**Exercise brief:** Output every entry exactly as written, skipping any pictures.

**Data for this task:**

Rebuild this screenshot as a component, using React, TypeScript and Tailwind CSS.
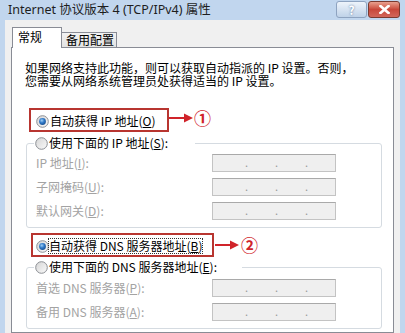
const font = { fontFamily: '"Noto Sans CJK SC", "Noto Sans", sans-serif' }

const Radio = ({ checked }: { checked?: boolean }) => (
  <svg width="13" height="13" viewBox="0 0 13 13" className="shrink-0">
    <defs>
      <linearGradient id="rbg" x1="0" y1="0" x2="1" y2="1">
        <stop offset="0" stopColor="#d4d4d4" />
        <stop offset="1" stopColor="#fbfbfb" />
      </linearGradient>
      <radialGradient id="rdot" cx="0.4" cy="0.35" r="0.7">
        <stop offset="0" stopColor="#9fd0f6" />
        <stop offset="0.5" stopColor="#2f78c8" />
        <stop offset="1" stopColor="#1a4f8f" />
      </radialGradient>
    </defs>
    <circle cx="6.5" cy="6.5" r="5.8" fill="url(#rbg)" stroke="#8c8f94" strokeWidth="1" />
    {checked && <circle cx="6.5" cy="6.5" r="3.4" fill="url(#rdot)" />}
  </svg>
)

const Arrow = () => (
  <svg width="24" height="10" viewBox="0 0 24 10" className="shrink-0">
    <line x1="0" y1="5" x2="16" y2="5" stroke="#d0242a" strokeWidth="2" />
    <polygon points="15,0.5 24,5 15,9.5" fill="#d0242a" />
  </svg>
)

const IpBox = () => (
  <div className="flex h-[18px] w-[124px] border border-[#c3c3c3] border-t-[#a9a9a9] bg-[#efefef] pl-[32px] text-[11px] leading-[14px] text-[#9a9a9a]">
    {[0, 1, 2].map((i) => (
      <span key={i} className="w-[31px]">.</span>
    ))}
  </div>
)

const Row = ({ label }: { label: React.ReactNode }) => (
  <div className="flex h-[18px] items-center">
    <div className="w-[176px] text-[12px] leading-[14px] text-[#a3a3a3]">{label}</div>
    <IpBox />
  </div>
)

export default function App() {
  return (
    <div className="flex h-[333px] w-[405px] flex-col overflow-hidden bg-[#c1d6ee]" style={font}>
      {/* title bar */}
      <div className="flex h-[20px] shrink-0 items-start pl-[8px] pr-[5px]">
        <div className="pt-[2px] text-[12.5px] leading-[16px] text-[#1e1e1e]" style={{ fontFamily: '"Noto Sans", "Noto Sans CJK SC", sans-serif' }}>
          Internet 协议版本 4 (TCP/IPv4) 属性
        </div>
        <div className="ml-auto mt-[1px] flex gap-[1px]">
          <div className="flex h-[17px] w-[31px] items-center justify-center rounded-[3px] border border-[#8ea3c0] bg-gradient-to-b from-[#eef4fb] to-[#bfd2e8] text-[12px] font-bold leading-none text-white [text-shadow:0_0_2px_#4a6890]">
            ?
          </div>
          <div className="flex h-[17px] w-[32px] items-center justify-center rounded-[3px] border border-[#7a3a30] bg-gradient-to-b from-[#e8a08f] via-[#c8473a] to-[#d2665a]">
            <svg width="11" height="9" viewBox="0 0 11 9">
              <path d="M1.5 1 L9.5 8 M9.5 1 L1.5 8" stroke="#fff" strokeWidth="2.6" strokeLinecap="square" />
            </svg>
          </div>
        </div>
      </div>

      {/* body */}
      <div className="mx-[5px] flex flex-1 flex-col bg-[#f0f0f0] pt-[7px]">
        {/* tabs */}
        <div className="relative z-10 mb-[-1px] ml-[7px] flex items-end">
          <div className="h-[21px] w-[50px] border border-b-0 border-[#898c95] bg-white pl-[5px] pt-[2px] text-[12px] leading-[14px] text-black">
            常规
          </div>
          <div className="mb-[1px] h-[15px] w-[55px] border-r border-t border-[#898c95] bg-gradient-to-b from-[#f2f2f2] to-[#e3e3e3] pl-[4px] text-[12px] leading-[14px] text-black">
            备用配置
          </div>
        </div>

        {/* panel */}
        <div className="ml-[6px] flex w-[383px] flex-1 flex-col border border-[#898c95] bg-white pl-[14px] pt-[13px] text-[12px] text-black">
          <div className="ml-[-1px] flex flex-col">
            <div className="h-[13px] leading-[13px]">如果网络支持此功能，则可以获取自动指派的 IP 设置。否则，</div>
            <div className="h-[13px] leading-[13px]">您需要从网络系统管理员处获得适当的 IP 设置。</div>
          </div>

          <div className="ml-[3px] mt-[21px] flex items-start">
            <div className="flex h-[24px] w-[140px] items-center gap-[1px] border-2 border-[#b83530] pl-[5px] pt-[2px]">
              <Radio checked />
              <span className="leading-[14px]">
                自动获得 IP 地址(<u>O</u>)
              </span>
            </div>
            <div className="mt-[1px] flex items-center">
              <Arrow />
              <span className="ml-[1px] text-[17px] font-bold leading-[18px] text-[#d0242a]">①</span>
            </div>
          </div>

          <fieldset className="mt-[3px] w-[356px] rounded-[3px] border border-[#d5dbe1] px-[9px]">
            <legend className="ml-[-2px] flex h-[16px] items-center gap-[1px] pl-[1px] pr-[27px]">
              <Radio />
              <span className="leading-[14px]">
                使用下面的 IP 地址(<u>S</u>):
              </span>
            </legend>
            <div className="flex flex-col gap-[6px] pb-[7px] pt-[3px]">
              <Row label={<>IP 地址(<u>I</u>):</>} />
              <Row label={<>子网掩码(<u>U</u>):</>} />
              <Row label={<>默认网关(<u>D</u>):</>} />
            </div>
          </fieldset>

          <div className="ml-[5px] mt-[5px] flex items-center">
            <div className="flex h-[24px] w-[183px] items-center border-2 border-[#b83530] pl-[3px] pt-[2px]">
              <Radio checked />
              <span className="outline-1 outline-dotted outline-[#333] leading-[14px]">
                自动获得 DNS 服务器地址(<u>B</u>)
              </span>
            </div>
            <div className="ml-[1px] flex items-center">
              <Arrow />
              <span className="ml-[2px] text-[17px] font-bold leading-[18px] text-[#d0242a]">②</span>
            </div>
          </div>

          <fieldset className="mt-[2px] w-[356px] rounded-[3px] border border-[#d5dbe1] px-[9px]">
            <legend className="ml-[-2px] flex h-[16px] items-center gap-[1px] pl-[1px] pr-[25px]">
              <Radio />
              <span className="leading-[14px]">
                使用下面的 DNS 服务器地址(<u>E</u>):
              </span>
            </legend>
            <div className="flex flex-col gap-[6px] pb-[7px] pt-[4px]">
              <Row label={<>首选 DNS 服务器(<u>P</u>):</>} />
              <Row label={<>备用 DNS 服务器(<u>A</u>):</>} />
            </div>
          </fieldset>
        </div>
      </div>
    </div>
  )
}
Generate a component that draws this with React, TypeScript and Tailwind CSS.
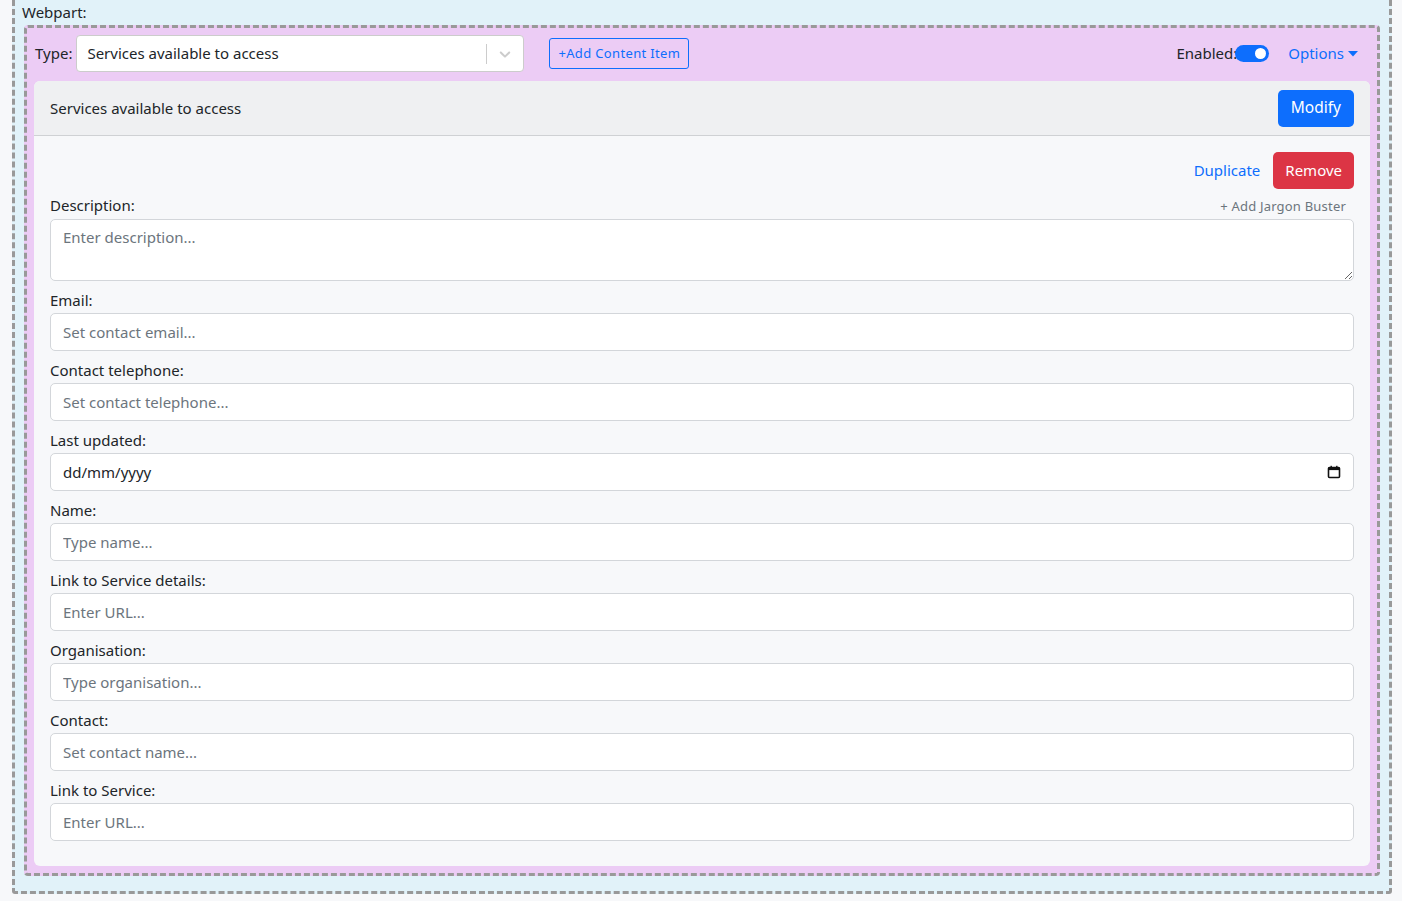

**Full output:**
Rebuild this screenshot as a component, using React, TypeScript and Tailwind CSS.
const font = { fontFamily: '"Noto Sans CJK SC", "Noto Sans", sans-serif' }

const Radio = ({ checked }: { checked?: boolean }) => (
  <svg width="13" height="13" viewBox="0 0 13 13" className="shrink-0">
    <defs>
      <linearGradient id="rbg" x1="0" y1="0" x2="1" y2="1">
        <stop offset="0" stopColor="#d4d4d4" />
        <stop offset="1" stopColor="#fbfbfb" />
      </linearGradient>
      <radialGradient id="rdot" cx="0.4" cy="0.35" r="0.7">
        <stop offset="0" stopColor="#9fd0f6" />
        <stop offset="0.5" stopColor="#2f78c8" />
        <stop offset="1" stopColor="#1a4f8f" />
      </radialGradient>
    </defs>
    <circle cx="6.5" cy="6.5" r="5.8" fill="url(#rbg)" stroke="#8c8f94" strokeWidth="1" />
    {checked && <circle cx="6.5" cy="6.5" r="3.4" fill="url(#rdot)" />}
  </svg>
)

const Arrow = () => (
  <svg width="24" height="10" viewBox="0 0 24 10" className="shrink-0">
    <line x1="0" y1="5" x2="16" y2="5" stroke="#d0242a" strokeWidth="2" />
    <polygon points="15,0.5 24,5 15,9.5" fill="#d0242a" />
  </svg>
)

const IpBox = () => (
  <div className="flex h-[18px] w-[124px] border border-[#c3c3c3] border-t-[#a9a9a9] bg-[#efefef] pl-[32px] text-[11px] leading-[14px] text-[#9a9a9a]">
    {[0, 1, 2].map((i) => (
      <span key={i} className="w-[31px]">.</span>
    ))}
  </div>
)

const Row = ({ label }: { label: React.ReactNode }) => (
  <div className="flex h-[18px] items-center">
    <div className="w-[176px] text-[12px] leading-[14px] text-[#a3a3a3]">{label}</div>
    <IpBox />
  </div>
)

export default function App() {
  return (
    <div className="flex h-[333px] w-[405px] flex-col overflow-hidden bg-[#c1d6ee]" style={font}>
      {/* title bar */}
      <div className="flex h-[20px] shrink-0 items-start pl-[8px] pr-[5px]">
        <div className="pt-[2px] text-[12.5px] leading-[16px] text-[#1e1e1e]" style={{ fontFamily: '"Noto Sans", "Noto Sans CJK SC", sans-serif' }}>
          Internet 协议版本 4 (TCP/IPv4) 属性
        </div>
        <div className="ml-auto mt-[1px] flex gap-[1px]">
          <div className="flex h-[17px] w-[31px] items-center justify-center rounded-[3px] border border-[#8ea3c0] bg-gradient-to-b from-[#eef4fb] to-[#bfd2e8] text-[12px] font-bold leading-none text-white [text-shadow:0_0_2px_#4a6890]">
            ?
          </div>
          <div className="flex h-[17px] w-[32px] items-center justify-center rounded-[3px] border border-[#7a3a30] bg-gradient-to-b from-[#e8a08f] via-[#c8473a] to-[#d2665a]">
            <svg width="11" height="9" viewBox="0 0 11 9">
              <path d="M1.5 1 L9.5 8 M9.5 1 L1.5 8" stroke="#fff" strokeWidth="2.6" strokeLinecap="square" />
            </svg>
          </div>
        </div>
      </div>

      {/* body */}
      <div className="mx-[5px] flex flex-1 flex-col bg-[#f0f0f0] pt-[7px]">
        {/* tabs */}
        <div className="relative z-10 mb-[-1px] ml-[7px] flex items-end">
          <div className="h-[21px] w-[50px] border border-b-0 border-[#898c95] bg-white pl-[5px] pt-[2px] text-[12px] leading-[14px] text-black">
            常规
          </div>
          <div className="mb-[1px] h-[15px] w-[55px] border-r border-t border-[#898c95] bg-gradient-to-b from-[#f2f2f2] to-[#e3e3e3] pl-[4px] text-[12px] leading-[14px] text-black">
            备用配置
          </div>
        </div>

        {/* panel */}
        <div className="ml-[6px] flex w-[383px] flex-1 flex-col border border-[#898c95] bg-white pl-[14px] pt-[13px] text-[12px] text-black">
          <div className="ml-[-1px] flex flex-col">
            <div className="h-[13px] leading-[13px]">如果网络支持此功能，则可以获取自动指派的 IP 设置。否则，</div>
            <div className="h-[13px] leading-[13px]">您需要从网络系统管理员处获得适当的 IP 设置。</div>
          </div>

          <div className="ml-[3px] mt-[21px] flex items-start">
            <div className="flex h-[24px] w-[140px] items-center gap-[1px] border-2 border-[#b83530] pl-[5px] pt-[2px]">
              <Radio checked />
              <span className="leading-[14px]">
                自动获得 IP 地址(<u>O</u>)
              </span>
            </div>
            <div className="mt-[1px] flex items-center">
              <Arrow />
              <span className="ml-[1px] text-[17px] font-bold leading-[18px] text-[#d0242a]">①</span>
            </div>
          </div>

          <fieldset className="mt-[3px] w-[356px] rounded-[3px] border border-[#d5dbe1] px-[9px]">
            <legend className="ml-[-2px] flex h-[16px] items-center gap-[1px] pl-[1px] pr-[27px]">
              <Radio />
              <span className="leading-[14px]">
                使用下面的 IP 地址(<u>S</u>):
              </span>
            </legend>
            <div className="flex flex-col gap-[6px] pb-[7px] pt-[3px]">
              <Row label={<>IP 地址(<u>I</u>):</>} />
              <Row label={<>子网掩码(<u>U</u>):</>} />
              <Row label={<>默认网关(<u>D</u>):</>} />
            </div>
          </fieldset>

          <div className="ml-[5px] mt-[5px] flex items-center">
            <div className="flex h-[24px] w-[183px] items-center border-2 border-[#b83530] pl-[3px] pt-[2px]">
              <Radio checked />
              <span className="outline-1 outline-dotted outline-[#333] leading-[14px]">
                自动获得 DNS 服务器地址(<u>B</u>)
              </span>
            </div>
            <div className="ml-[1px] flex items-center">
              <Arrow />
              <span className="ml-[2px] text-[17px] font-bold leading-[18px] text-[#d0242a]">②</span>
            </div>
          </div>

          <fieldset className="mt-[2px] w-[356px] rounded-[3px] border border-[#d5dbe1] px-[9px]">
            <legend className="ml-[-2px] flex h-[16px] items-center gap-[1px] pl-[1px] pr-[25px]">
              <Radio />
              <span className="leading-[14px]">
                使用下面的 DNS 服务器地址(<u>E</u>):
              </span>
            </legend>
            <div className="flex flex-col gap-[6px] pb-[7px] pt-[4px]">
              <Row label={<>首选 DNS 服务器(<u>P</u>):</>} />
              <Row label={<>备用 DNS 服务器(<u>A</u>):</>} />
            </div>
          </fieldset>
        </div>
      </div>
    </div>
  )
}
Generate a component that draws this with React, TypeScript and Tailwind CSS.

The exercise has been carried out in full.